As if the confusion surrounding the interpretation of the core requirement for streamlined eligibility was not bad enough, the process that the IRS has implemented for reviewing and evaluating streamlined submissions is anything but clear. As coined by one tax attorney, it’s a veritable “black box.” And that too could carry risks.

Catch-phrase definition aside, it’s high time that the IRS provide practical and sound guidance for interpreting this nebulous concept.

Perhaps this is wishful thinking on my part, but I can think of no other issue that taxpayers have been crying out for guidance on more since the unveiling of the newly expanded streamlined procedures and which, sadly, has fallen on deaf ears, than the issue of certifying non-willfulness.
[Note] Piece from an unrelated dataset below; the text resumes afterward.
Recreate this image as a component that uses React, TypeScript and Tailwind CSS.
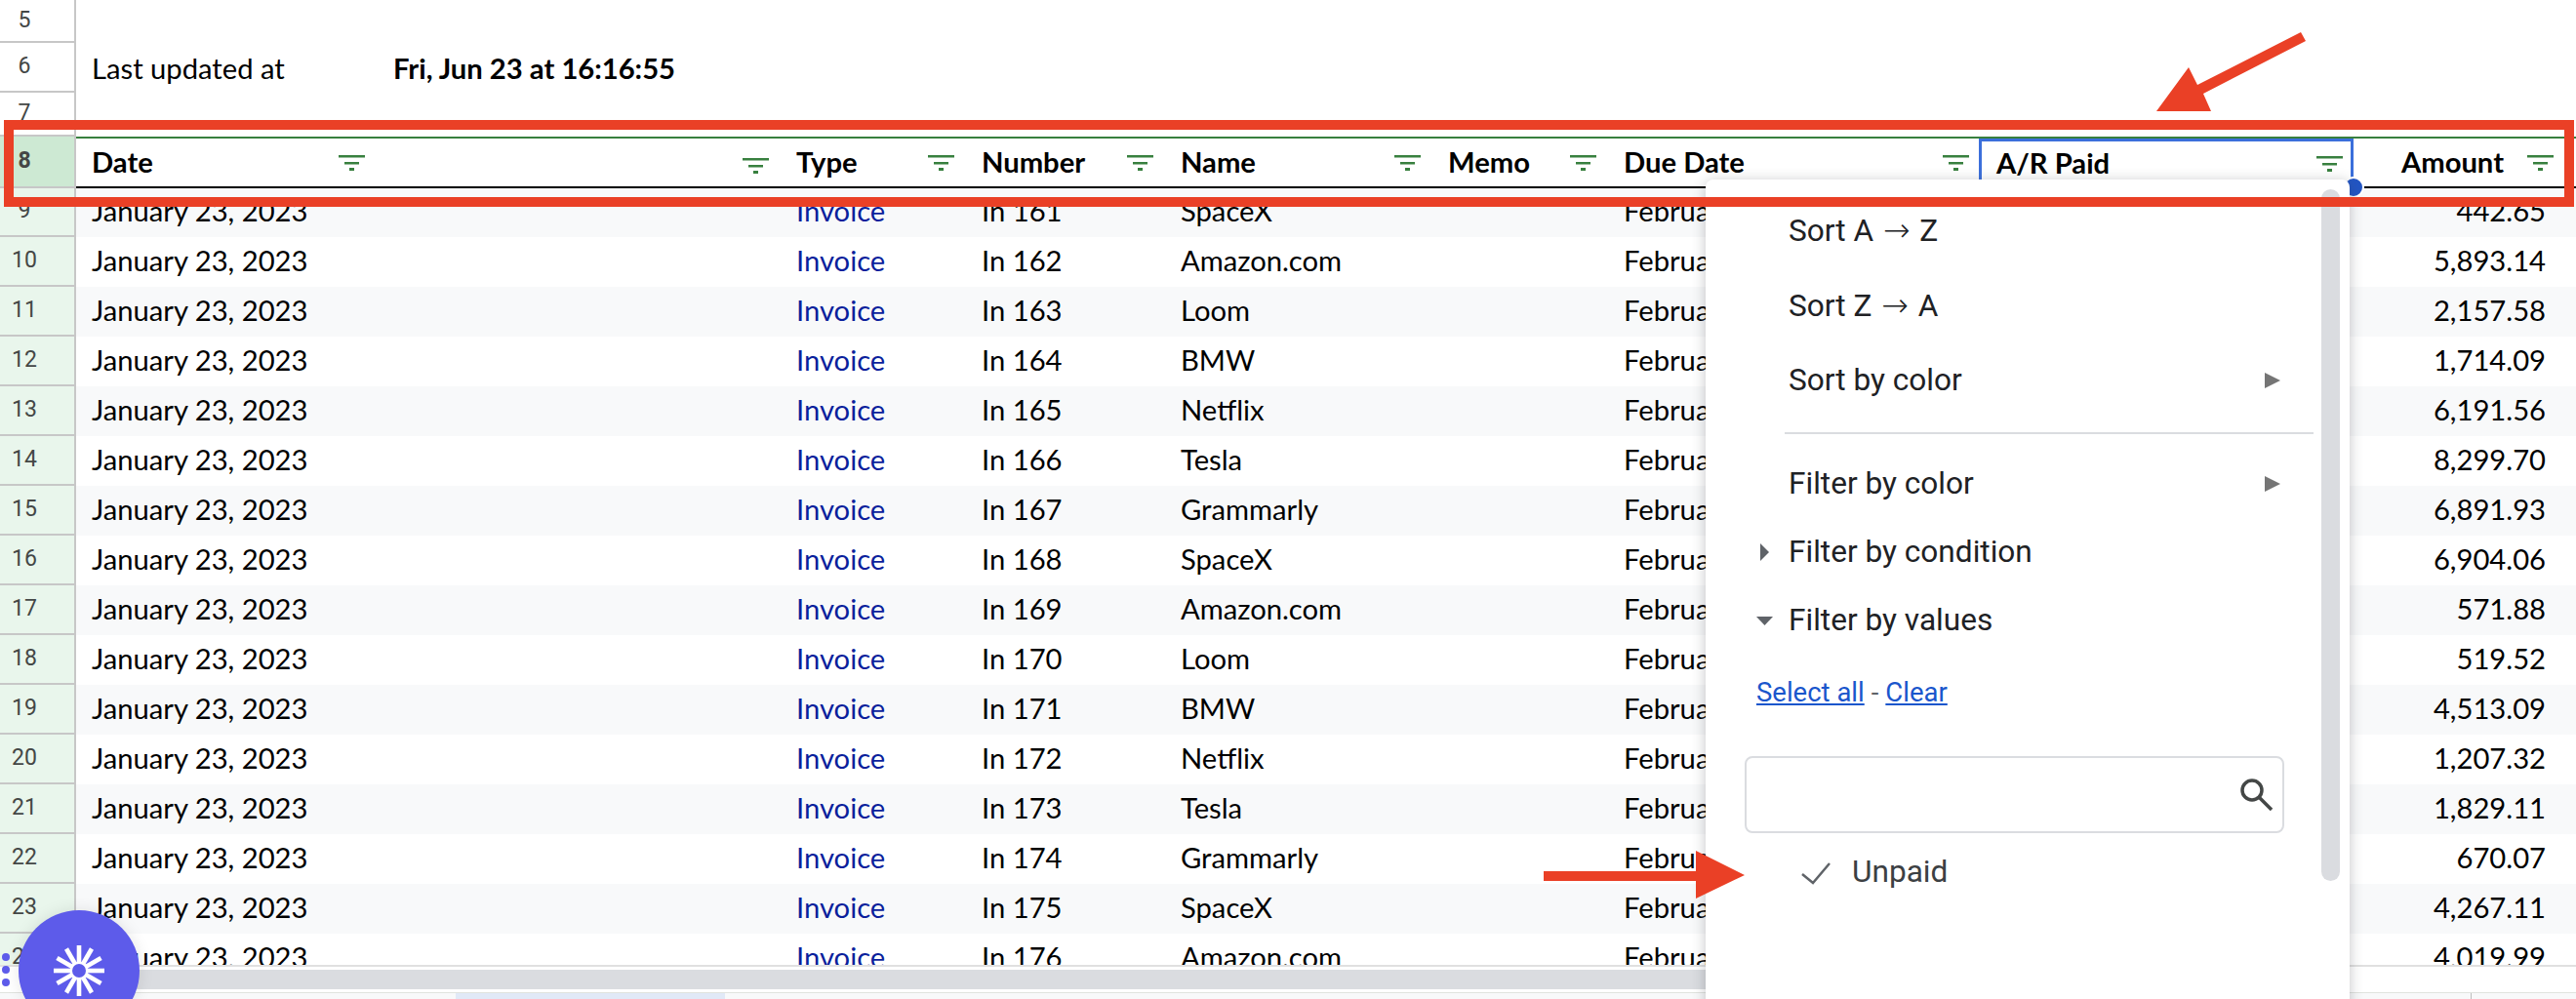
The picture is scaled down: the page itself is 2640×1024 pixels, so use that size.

Is guidance just around the corner? Let’s hope so. Of course, only time will tell. In the meantime, taxpayers must come to grips with the fact that non-willfulness is not an easy standard to meet. With that in mind, the best advice is to remain as objective as possible when evaluating the facts and circumstances that – willfully or not willfully – landed you in this awkward position in the first place.

Just like blanket denials of guilt are rarely enough to plant the seed of reasonable doubt in the minds of jurors that are deliberating in a criminal case, “I was not willful” will not carry the day when it comes to convincing the IRS that your undisclosed interest in a foreign financial account was “non-willful.”

But do not lose hope. Perhaps the words of the infamous poet, Dylan Thomas, will provide the necessary inspiration for taxpayers to trudge on even in the wake of the uncertainty that presently exists within the black box of the streamlined procedures:

Do not go gentle into that good night,
Old age should burn and rave at close of day;
Rage, rage against the dying of the light.